> **Instruction**: Pull out all lines from the listing below in which the word "React" appears.

> **Given information**:
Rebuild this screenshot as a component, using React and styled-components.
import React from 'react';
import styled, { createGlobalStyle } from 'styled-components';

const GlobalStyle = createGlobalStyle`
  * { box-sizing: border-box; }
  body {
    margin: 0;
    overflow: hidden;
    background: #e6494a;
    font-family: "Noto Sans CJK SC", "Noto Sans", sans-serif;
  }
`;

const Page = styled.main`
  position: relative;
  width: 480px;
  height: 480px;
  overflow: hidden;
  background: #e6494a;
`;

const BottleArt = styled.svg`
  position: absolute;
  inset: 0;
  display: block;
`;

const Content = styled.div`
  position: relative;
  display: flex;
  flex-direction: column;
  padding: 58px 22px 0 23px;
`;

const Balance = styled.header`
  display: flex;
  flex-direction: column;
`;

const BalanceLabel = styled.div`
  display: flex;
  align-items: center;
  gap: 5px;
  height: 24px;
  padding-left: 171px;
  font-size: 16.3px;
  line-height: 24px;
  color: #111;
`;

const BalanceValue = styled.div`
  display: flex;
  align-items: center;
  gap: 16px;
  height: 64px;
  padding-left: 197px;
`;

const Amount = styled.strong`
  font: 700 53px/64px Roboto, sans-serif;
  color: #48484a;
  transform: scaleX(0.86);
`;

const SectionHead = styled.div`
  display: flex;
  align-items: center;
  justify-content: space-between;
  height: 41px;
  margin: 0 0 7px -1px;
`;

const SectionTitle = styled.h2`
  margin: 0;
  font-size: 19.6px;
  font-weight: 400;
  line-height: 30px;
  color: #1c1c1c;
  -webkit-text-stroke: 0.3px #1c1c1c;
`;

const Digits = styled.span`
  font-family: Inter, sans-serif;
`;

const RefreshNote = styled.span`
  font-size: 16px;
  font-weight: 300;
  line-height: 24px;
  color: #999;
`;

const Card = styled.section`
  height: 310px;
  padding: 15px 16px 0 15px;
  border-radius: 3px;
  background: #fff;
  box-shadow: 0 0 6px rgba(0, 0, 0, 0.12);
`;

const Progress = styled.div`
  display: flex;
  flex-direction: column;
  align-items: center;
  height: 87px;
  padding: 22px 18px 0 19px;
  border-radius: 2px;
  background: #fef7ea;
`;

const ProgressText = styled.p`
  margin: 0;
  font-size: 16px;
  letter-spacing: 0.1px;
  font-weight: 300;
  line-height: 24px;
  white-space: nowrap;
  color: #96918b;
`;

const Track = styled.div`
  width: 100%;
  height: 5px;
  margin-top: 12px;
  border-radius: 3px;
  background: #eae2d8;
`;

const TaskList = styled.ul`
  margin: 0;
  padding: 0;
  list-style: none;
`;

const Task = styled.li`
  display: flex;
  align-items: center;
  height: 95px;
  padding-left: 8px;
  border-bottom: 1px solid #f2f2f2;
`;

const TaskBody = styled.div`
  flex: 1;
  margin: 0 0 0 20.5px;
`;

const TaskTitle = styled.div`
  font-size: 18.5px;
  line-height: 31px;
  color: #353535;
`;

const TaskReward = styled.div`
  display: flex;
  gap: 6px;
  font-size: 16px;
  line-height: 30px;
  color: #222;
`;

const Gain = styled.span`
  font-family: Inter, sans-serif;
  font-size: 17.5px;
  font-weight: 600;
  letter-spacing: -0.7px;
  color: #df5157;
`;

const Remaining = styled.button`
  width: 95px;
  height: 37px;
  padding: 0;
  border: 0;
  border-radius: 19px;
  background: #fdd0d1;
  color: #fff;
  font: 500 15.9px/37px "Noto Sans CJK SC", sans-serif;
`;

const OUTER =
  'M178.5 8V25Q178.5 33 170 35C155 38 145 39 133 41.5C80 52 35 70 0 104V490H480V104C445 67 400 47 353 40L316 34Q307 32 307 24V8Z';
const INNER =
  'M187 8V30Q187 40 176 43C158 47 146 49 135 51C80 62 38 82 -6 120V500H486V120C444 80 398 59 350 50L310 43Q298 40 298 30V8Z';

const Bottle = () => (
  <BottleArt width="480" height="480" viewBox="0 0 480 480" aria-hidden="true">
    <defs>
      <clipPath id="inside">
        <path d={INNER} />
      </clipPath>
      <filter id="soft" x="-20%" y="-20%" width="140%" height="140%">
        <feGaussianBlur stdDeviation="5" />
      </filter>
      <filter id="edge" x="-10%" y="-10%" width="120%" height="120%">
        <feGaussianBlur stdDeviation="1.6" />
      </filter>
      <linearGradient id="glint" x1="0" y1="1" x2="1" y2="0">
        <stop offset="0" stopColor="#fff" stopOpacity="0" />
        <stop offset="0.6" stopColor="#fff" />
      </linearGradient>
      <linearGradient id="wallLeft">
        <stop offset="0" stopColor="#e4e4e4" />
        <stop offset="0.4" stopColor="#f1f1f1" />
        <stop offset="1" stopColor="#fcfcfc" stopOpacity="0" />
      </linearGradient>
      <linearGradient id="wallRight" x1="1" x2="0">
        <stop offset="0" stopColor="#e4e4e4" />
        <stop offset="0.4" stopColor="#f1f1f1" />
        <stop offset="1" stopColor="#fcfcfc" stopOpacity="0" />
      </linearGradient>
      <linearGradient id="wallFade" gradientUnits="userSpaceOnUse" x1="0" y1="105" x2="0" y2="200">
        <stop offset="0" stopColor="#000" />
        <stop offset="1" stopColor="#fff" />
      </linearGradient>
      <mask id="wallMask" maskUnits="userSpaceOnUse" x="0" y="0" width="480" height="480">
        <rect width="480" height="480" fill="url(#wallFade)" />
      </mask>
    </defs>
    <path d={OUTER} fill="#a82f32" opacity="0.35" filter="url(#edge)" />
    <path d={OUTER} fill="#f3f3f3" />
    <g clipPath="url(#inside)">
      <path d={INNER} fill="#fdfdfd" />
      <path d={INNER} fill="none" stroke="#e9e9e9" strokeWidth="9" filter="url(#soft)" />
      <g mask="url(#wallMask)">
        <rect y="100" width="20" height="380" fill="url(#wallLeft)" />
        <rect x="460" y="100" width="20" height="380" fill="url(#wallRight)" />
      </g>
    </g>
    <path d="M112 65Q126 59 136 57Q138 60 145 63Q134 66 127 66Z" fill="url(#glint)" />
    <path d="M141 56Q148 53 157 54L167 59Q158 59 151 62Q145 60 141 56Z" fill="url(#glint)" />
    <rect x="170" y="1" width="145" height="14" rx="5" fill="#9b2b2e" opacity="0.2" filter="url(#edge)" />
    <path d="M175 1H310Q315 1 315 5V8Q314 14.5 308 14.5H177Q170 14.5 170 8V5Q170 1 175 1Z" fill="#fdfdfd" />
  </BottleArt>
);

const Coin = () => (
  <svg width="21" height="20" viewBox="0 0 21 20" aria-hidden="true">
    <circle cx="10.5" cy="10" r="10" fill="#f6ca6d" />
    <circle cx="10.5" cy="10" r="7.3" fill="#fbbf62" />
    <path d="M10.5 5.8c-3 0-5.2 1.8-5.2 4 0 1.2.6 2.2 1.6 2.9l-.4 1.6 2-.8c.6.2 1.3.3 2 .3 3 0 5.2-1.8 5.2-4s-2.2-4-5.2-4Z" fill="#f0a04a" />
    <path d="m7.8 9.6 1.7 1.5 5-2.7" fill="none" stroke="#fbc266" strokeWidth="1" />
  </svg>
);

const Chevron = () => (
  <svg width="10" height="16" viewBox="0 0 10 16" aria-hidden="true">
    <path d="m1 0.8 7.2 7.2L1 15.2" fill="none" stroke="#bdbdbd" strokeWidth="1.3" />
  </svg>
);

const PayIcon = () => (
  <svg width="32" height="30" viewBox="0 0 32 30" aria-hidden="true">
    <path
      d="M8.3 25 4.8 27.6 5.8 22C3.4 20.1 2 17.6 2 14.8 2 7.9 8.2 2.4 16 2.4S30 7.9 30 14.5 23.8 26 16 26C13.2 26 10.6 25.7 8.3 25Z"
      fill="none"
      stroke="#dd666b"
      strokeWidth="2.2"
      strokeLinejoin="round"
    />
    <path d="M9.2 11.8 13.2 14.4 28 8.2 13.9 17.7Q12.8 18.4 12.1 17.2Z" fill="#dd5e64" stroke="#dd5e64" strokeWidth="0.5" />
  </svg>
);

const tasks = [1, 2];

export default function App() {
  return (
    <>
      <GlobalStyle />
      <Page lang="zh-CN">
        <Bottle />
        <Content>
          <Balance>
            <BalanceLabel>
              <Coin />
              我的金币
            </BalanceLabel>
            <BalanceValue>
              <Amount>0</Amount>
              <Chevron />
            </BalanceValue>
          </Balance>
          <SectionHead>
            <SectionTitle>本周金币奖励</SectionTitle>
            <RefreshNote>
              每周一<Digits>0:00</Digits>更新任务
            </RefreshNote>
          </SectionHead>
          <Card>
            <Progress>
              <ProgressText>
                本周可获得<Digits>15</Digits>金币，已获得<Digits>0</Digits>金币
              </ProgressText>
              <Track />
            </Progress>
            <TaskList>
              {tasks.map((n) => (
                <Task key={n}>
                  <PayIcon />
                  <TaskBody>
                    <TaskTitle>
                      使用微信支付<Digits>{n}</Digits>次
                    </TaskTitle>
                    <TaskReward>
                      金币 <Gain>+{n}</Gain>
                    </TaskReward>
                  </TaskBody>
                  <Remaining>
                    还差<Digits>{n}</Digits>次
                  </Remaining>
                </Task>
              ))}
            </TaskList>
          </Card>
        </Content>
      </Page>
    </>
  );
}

> **Response**:
Rebuild this screenshot as a component, using React and styled-components.
import React from 'react';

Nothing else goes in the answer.